TASK PROMPT. Reproduce the lines of the material exactly, excluding every image.

GIVEN MATERIAL.
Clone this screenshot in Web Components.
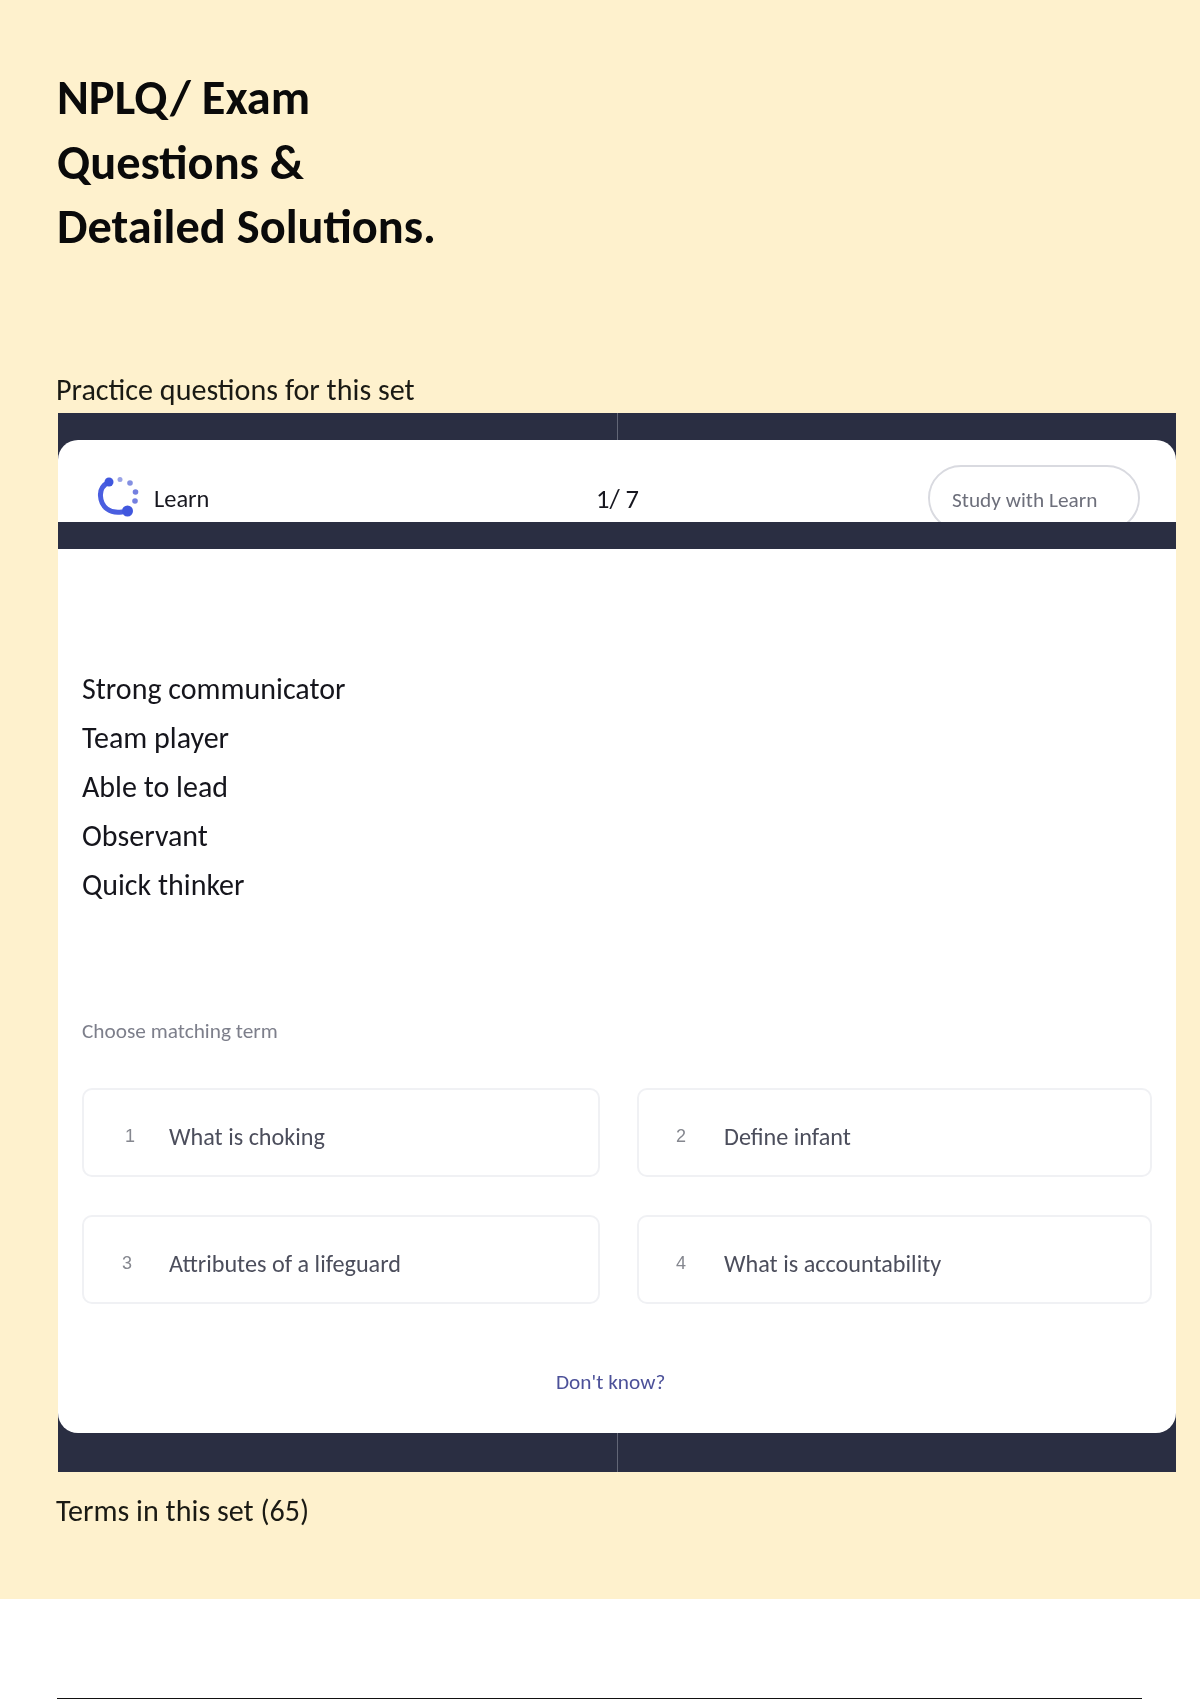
<!DOCTYPE html>
<html lang="en">
<head>
<meta charset="utf-8">
<title>NPLQ/ Exam Questions &amp; Detailed Solutions.</title>
<style>
  html, body { margin: 0; padding: 0; background: #fff; }
  body { font-family: Carlito, Lato, "Liberation Sans", sans-serif; color: #111; }
</style>
</head>
<body>
<set-page>
  <span slot="title">NPLQ/ Exam<br>Questions &amp;<br>Detailed Solutions.</span>
  <span slot="practice">Practice questions for this set</span>
  <learn-card>
    <learn-header slot="header" count="1/ 7" action="Study with Learn"></learn-header>
    <div slot="prompt">Strong communicator</div>
    <div slot="prompt">Team player</div>
    <div slot="prompt">Able to lead</div>
    <div slot="prompt">Observant</div>
    <div slot="prompt">Quick thinker</div>
    <answer-option slot="option" num="1" style="--num-x:41px">What is choking</answer-option>
    <answer-option slot="option" num="2" style="--num-x:37px">Define infant</answer-option>
    <answer-option slot="option" num="3" style="--num-x:38px">Attributes of a lifeguard</answer-option>
    <answer-option slot="option" num="4" style="--num-x:37px">What is accountability</answer-option>
  </learn-card>
  <span slot="terms">Terms in this set (65)</span>
</set-page>

<script>
// Cream section with the title and the labels, then the rule at the foot of the page
class SetPage extends HTMLElement {
  constructor() {
    super();
    this.attachShadow({ mode: 'open' });
    this.shadowRoot.innerHTML = `
      <style>
        :host { display: block; filter: blur(0.35px); }
        .hero {
          box-sizing: border-box;
          height: 1599px;
          padding: 66px 24px 0 57px;
          background: #fef1cd;
        }
        h1 {
          margin: 0;
          height: 300px;
          font-size: 48.400px;
          line-height: 64.5px;
          font-weight: 700;
          color: #0a0a0a;
        }
        .label {
          height: 47px;
          margin-left: -1px;
          font-size: 30.100px;
          line-height: 48px;
          color: #1a1a14;
        }
        .terms { margin-top: 15px; }
        .rule {
          height: 1px;
          margin: 99px 58px 0 57px;
          background: #111;
        }
      </style>
      <div class="hero">
        <h1><slot name="title"></slot></h1>
        <div class="label"><slot name="practice"></slot></div>
        <slot></slot>
        <div class="label terms"><slot name="terms"></slot></div>
      </div>
      <div class="rule"></div>
    `;
  }
}

// Dark frame around the white quiz card
class LearnCard extends HTMLElement {
  constructor() {
    super();
    this.attachShadow({ mode: 'open' });
    this.shadowRoot.innerHTML = `
      <style>
        :host {
          display: block;
          margin-left: 1px;
          background: #2a2e42;
        }
        .strip { height: 27px; display: flex; justify-content: center; }
        .strip.bottom { height: 39px; }
        .strip i { width: 1px; background: #626676; }
        .head {
          height: 82px;
          overflow: hidden;
          background: #fff;
          border-radius: 20px 20px 0 0;
        }
        .band { height: 27px; }
        .body {
          box-sizing: border-box;
          height: 884px;
          padding: 115px 24px 0 24px;
          background: #fff;
          border-radius: 0 0 20px 20px;
        }
        .prompts {
          height: 355px;
          font-size: 30px;
          line-height: 49px;
          color: #15151c;
        }
        .hint {
          height: 24px;
          font-size: 21.300px;
          line-height: 24px;
          color: #7d7f8b;
        }
        .grid {
          display: grid;
          grid-template-columns: 518px 515px;
          grid-auto-rows: 89px;
          justify-content: space-between;
          gap: 38px 37px;
          margin-top: 45px;
          width: 1070px;
        }
        .skip {
          margin: 65px 0 0 -24px;
          padding-left: 498px;
          font-size: 21.300px;
          line-height: 26px;
          color: #4c5199;
        }
      </style>
      <div class="strip"><i></i></div>
      <div class="head"><slot name="header"></slot></div>
      <div class="band"></div>
      <div class="body">
        <div class="prompts"><slot name="prompt"></slot></div>
        <div class="hint">Choose matching term</div>
        <div class="grid"><slot name="option"></slot></div>
        <div class="skip">Don't know?</div>
      </div>
      <div class="strip bottom"><i></i></div>
    `;
  }
}

// Logo, counter and the pill that the dark band cuts off
class LearnHeader extends HTMLElement {
  constructor() {
    super();
    this.attachShadow({ mode: 'open' });
    const count = this.getAttribute('count');
    const action = this.getAttribute('action');
    this.shadowRoot.innerHTML = `
      <style>
        :host {
          display: grid;
          grid-template-columns: 1fr auto 1fr;
          height: 82px;
          padding: 0 36px 0 39px;
          box-sizing: border-box;
          font-size: 24.400px;
          color: #17171f;
        }
        .brand { display: flex; align-items: center; gap: 15px; padding-top: 34px; height: 48px; }
        .brand span { padding-top: 2px; }
        svg { display: block; flex: none; overflow: visible; }
        .count { padding-top: 45px; line-height: 28px; font-size: 26.500px; transform: translateX(-1px); }
        .pill {
          justify-self: end;
          box-sizing: border-box;
          width: 212px;
          height: 66px;
          margin-top: 25px;
          padding: 20px 0 0 22px;
          border: 2px solid #d9dae0;
          border-radius: 33px;
          font-size: 21.300px;
          line-height: 26px;
          color: #6d6f7b;
        }
      </style>
      <div class="brand">
        <svg width="42" height="42" viewBox="0 0 42 42" fill="none">
          <path d="M12 5 C6 8 3 13 3.500 19 C4 30 13 37 25 35" stroke="#4a5ee0" stroke-width="5" stroke-linecap="round"/>
          <circle cx="12" cy="5" r="4.500" fill="#4057de"/>
          <circle cx="30.500" cy="34" r="5.500" fill="#4057de"/>
          <circle cx="23" cy="2.500" r="2.500" fill="#9aa3e6"/>
          <circle cx="33" cy="6" r="2.800" fill="#8490e2"/>
          <circle cx="38.500" cy="15" r="2.800" fill="#7480e0"/>
          <circle cx="38" cy="24" r="2.800" fill="#7480e0"/>
        </svg>
        <span>Learn</span>
      </div>
      <div class="count">${count}</div>
      <div class="pill">${action}</div>
    `;
  }
}

// One numbered answer box
class AnswerOption extends HTMLElement {
  constructor() {
    super();
    this.attachShadow({ mode: 'open' });
    this.shadowRoot.innerHTML = `
      <style>
        :host {
          display: flex;
          align-items: center;
          box-sizing: border-box;
          height: 89px;
          padding-top: 7px;
          border: 2px solid #f0f1f4;
          border-radius: 10px;
          font-size: 24.200px;
          color: #4c4e5c;
          background: #fff;
        }
        .num {
          flex: none;
          width: 85px;
          padding-left: var(--num-x);
          box-sizing: border-box;
          font-size: 18px;
          color: #85878f;
          font-family: "Liberation Sans", sans-serif;
        }
      </style>
      <span class="num">${this.getAttribute('num')}</span>
      <slot></slot>
    `;
  }
}

customElements.define('set-page', SetPage);
customElements.define('learn-card', LearnCard);
customElements.define('learn-header', LearnHeader);
customElements.define('answer-option', AnswerOption);
</script>
</body>
</html>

ANSWER.
Clone this screenshot in Web Components.
<!DOCTYPE html>
<html lang="en">
<head>
<meta charset="utf-8">
<title>NPLQ/ Exam Questions &amp; Detailed Solutions.</title>
<style>
  html, body { margin: 0; padding: 0; background: #fff; }
  body { font-family: Carlito, Lato, "Liberation Sans", sans-serif; color: #111; }
</style>
</head>
<body>
<set-page>
  <span slot="title">NPLQ/ Exam<br>Questions &amp;<br>Detailed Solutions.</span>
  <span slot="practice">Practice questions for this set</span>
  <learn-card>
    <learn-header slot="header" count="1/ 7" action="Study with Learn"></learn-header>
    <div slot="prompt">Strong communicator</div>
    <div slot="prompt">Team player</div>
    <div slot="prompt">Able to lead</div>
    <div slot="prompt">Observant</div>
    <div slot="prompt">Quick thinker</div>
    <answer-option slot="option" num="1" style="--num-x:41px">What is choking</answer-option>
    <answer-option slot="option" num="2" style="--num-x:37px">Define infant</answer-option>
    <answer-option slot="option" num="3" style="--num-x:38px">Attributes of a lifeguard</answer-option>
    <answer-option slot="option" num="4" style="--num-x:37px">What is accountability</answer-option>
  </learn-card>
  <span slot="terms">Terms in this set (65)</span>
</set-page>

<script>
// Cream section with the title and the labels, then the rule at the foot of the page
class SetPage extends HTMLElement {
  constructor() {
    super();
    this.attachShadow({ mode: 'open' });
    this.shadowRoot.innerHTML = `
      <style>
        :host { display: block; filter: blur(0.35px); }
        .hero {
          box-sizing: border-box;
          height: 1599px;
          padding: 66px 24px 0 57px;
          background: #fef1cd;
        }
        h1 {
          margin: 0;
          height: 300px;
          font-size: 48.400px;
          line-height: 64.5px;
          font-weight: 700;
          color: #0a0a0a;
        }
        .label {
          height: 47px;
          margin-left: -1px;
          font-size: 30.100px;
          line-height: 48px;
          color: #1a1a14;
        }
        .terms { margin-top: 15px; }
        .rule {
          height: 1px;
          margin: 99px 58px 0 57px;
          background: #111;
        }
      </style>
      <div class="hero">
        <h1><slot name="title"></slot></h1>
        <div class="label"><slot name="practice"></slot></div>
        <slot></slot>
        <div class="label terms"><slot name="terms"></slot></div>
      </div>
      <div class="rule"></div>
    `;
  }
}

// Dark frame around the white quiz card
class LearnCard extends HTMLElement {
  constructor() {
    super();
    this.attachShadow({ mode: 'open' });
    this.shadowRoot.innerHTML = `
      <style>
        :host {
          display: block;
          margin-left: 1px;
          background: #2a2e42;
        }
        .strip { height: 27px; display: flex; justify-content: center; }
        .strip.bottom { height: 39px; }
        .strip i { width: 1px; background: #626676; }
        .head {
          height: 82px;
          overflow: hidden;
          background: #fff;
          border-radius: 20px 20px 0 0;
        }
        .band { height: 27px; }
        .body {
          box-sizing: border-box;
          height: 884px;
          padding: 115px 24px 0 24px;
          background: #fff;
          border-radius: 0 0 20px 20px;
        }
        .prompts {
          height: 355px;
          font-size: 30px;
          line-height: 49px;
          color: #15151c;
        }
        .hint {
          height: 24px;
          font-size: 21.300px;
          line-height: 24px;
          color: #7d7f8b;
        }
        .grid {
          display: grid;
          grid-template-columns: 518px 515px;
          grid-auto-rows: 89px;
          justify-content: space-between;
          gap: 38px 37px;
          margin-top: 45px;
          width: 1070px;
        }
        .skip {
          margin: 65px 0 0 -24px;
          padding-left: 498px;
          font-size: 21.300px;
          line-height: 26px;
          color: #4c5199;
        }
      </style>
      <div class="strip"><i></i></div>
      <div class="head"><slot name="header"></slot></div>
      <div class="band"></div>
      <div class="body">
        <div class="prompts"><slot name="prompt"></slot></div>
        <div class="hint">Choose matching term</div>
        <div class="grid"><slot name="option"></slot></div>
        <div class="skip">Don't know?</div>
      </div>
      <div class="strip bottom"><i></i></div>
    `;
  }
}

// Logo, counter and the pill that the dark band cuts off
class LearnHeader extends HTMLElement {
  constructor() {
    super();
    this.attachShadow({ mode: 'open' });
    const count = this.getAttribute('count');
    const action = this.getAttribute('action');
    this.shadowRoot.innerHTML = `
      <style>
        :host {
          display: grid;
          grid-template-columns: 1fr auto 1fr;
          height: 82px;
          padding: 0 36px 0 39px;
          box-sizing: border-box;
          font-size: 24.400px;
          color: #17171f;
        }
        .brand { display: flex; align-items: center; gap: 15px; padding-top: 34px; height: 48px; }
        .brand span { padding-top: 2px; }
        svg { display: block; flex: none; overflow: visible; }
        .count { padding-top: 45px; line-height: 28px; font-size: 26.500px; transform: translateX(-1px); }
        .pill {
          justify-self: end;
          box-sizing: border-box;
          width: 212px;
          height: 66px;
          margin-top: 25px;
          padding: 20px 0 0 22px;
          border: 2px solid #d9dae0;
          border-radius: 33px;
          font-size: 21.300px;
          line-height: 26px;
          color: #6d6f7b;
        }
      </style>
      <div class="brand">
        <svg width="42" height="42" viewBox="0 0 42 42" fill="none">
          <path d="M12 5 C6 8 3 13 3.500 19 C4 30 13 37 25 35" stroke="#4a5ee0" stroke-width="5" stroke-linecap="round"/>
          <circle cx="12" cy="5" r="4.500" fill="#4057de"/>
          <circle cx="30.500" cy="34" r="5.500" fill="#4057de"/>
          <circle cx="23" cy="2.500" r="2.500" fill="#9aa3e6"/>
          <circle cx="33" cy="6" r="2.800" fill="#8490e2"/>
          <circle cx="38.500" cy="15" r="2.800" fill="#7480e0"/>
          <circle cx="38" cy="24" r="2.800" fill="#7480e0"/>
        </svg>
        <span>Learn</span>
      </div>
      <div class="count">${count}</div>
      <div class="pill">${action}</div>
    `;
  }
}

// One numbered answer box
class AnswerOption extends HTMLElement {
  constructor() {
    super();
    this.attachShadow({ mode: 'open' });
    this.shadowRoot.innerHTML = `
      <style>
        :host {
          display: flex;
          align-items: center;
          box-sizing: border-box;
          height: 89px;
          padding-top: 7px;
          border: 2px solid #f0f1f4;
          border-radius: 10px;
          font-size: 24.200px;
          color: #4c4e5c;
          background: #fff;
        }
        .num {
          flex: none;
          width: 85px;
          padding-left: var(--num-x);
          box-sizing: border-box;
          font-size: 18px;
          color: #85878f;
          font-family: "Liberation Sans", sans-serif;
        }
      </style>
      <span class="num">${this.getAttribute('num')}</span>
      <slot></slot>
    `;
  }
}

customElements.define('set-page', SetPage);
customElements.define('learn-card', LearnCard);
customElements.define('learn-header', LearnHeader);
customElements.define('answer-option', AnswerOption);
</script>
</body>
</html>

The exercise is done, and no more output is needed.